● **THE REQUEST**: Can you print the data exactly and leave out each image?

** start **

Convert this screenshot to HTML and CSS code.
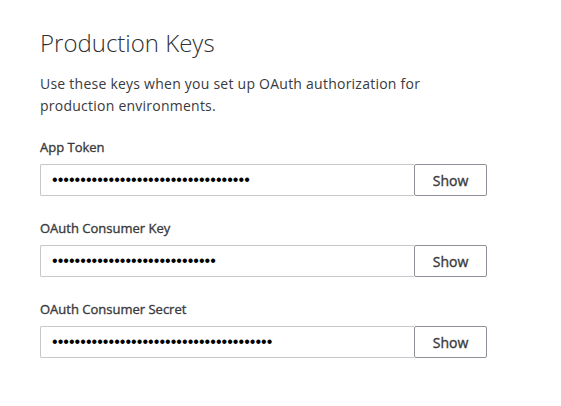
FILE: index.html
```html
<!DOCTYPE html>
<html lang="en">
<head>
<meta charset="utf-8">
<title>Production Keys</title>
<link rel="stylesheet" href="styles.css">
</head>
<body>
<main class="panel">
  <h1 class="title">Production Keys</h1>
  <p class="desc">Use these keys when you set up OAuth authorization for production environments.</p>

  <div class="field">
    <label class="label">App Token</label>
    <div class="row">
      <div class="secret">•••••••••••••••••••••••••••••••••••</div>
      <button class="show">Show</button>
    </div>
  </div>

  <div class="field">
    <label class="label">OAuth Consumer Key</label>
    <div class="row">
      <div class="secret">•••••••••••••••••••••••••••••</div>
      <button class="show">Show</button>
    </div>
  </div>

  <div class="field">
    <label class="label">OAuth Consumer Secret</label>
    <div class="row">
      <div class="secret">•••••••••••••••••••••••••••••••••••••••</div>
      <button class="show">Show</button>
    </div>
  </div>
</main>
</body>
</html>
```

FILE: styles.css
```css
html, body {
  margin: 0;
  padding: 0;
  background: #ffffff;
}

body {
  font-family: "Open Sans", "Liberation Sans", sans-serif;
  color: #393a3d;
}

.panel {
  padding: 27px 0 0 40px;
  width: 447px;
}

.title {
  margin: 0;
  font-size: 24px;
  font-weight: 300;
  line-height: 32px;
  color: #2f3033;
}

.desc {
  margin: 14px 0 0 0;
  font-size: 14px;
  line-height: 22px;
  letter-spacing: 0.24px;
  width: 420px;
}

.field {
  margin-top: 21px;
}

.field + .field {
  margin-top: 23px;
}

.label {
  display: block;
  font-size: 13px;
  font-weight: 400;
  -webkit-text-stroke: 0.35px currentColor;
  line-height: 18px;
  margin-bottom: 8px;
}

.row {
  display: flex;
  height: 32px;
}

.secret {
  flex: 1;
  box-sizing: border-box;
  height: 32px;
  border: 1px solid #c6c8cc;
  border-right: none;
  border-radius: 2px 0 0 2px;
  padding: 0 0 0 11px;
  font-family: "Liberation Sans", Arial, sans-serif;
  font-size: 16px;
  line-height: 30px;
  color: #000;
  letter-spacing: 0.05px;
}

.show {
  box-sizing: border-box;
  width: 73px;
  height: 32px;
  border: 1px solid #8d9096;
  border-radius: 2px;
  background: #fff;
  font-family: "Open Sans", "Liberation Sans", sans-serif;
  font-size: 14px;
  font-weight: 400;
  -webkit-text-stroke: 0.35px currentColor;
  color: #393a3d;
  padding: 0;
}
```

** end **

● **RESPONSE**:
Convert this screenshot to HTML and CSS code.
FILE: index.html
```html
<!DOCTYPE html>
<html lang="en">
<head>
<meta charset="utf-8">
<title>Production Keys</title>
<link rel="stylesheet" href="styles.css">
</head>
<body>
<main class="panel">
  <h1 class="title">Production Keys</h1>
  <p class="desc">Use these keys when you set up OAuth authorization for production environments.</p>

  <div class="field">
    <label class="label">App Token</label>
    <div class="row">
      <div class="secret">•••••••••••••••••••••••••••••••••••</div>
      <button class="show">Show</button>
    </div>
  </div>

  <div class="field">
    <label class="label">OAuth Consumer Key</label>
    <div class="row">
      <div class="secret">•••••••••••••••••••••••••••••</div>
      <button class="show">Show</button>
    </div>
  </div>

  <div class="field">
    <label class="label">OAuth Consumer Secret</label>
    <div class="row">
      <div class="secret">•••••••••••••••••••••••••••••••••••••••</div>
      <button class="show">Show</button>
    </div>
  </div>
</main>
</body>
</html>
```

FILE: styles.css
```css
html, body {
  margin: 0;
  padding: 0;
  background: #ffffff;
}

body {
  font-family: "Open Sans", "Liberation Sans", sans-serif;
  color: #393a3d;
}

.panel {
  padding: 27px 0 0 40px;
  width: 447px;
}

.title {
  margin: 0;
  font-size: 24px;
  font-weight: 300;
  line-height: 32px;
  color: #2f3033;
}

.desc {
  margin: 14px 0 0 0;
  font-size: 14px;
  line-height: 22px;
  letter-spacing: 0.24px;
  width: 420px;
}

.field {
  margin-top: 21px;
}

.field + .field {
  margin-top: 23px;
}

.label {
  display: block;
  font-size: 13px;
  font-weight: 400;
  -webkit-text-stroke: 0.35px currentColor;
  line-height: 18px;
  margin-bottom: 8px;
}

.row {
  display: flex;
  height: 32px;
}

.secret {
  flex: 1;
  box-sizing: border-box;
  height: 32px;
  border: 1px solid #c6c8cc;
  border-right: none;
  border-radius: 2px 0 0 2px;
  padding: 0 0 0 11px;
  font-family: "Liberation Sans", Arial, sans-serif;
  font-size: 16px;
  line-height: 30px;
  color: #000;
  letter-spacing: 0.05px;
}

.show {
  box-sizing: border-box;
  width: 73px;
  height: 32px;
  border: 1px solid #8d9096;
  border-radius: 2px;
  background: #fff;
  font-family: "Open Sans", "Liberation Sans", sans-serif;
  font-size: 14px;
  font-weight: 400;
  -webkit-text-stroke: 0.35px currentColor;
  color: #393a3d;
  padding: 0;
}
```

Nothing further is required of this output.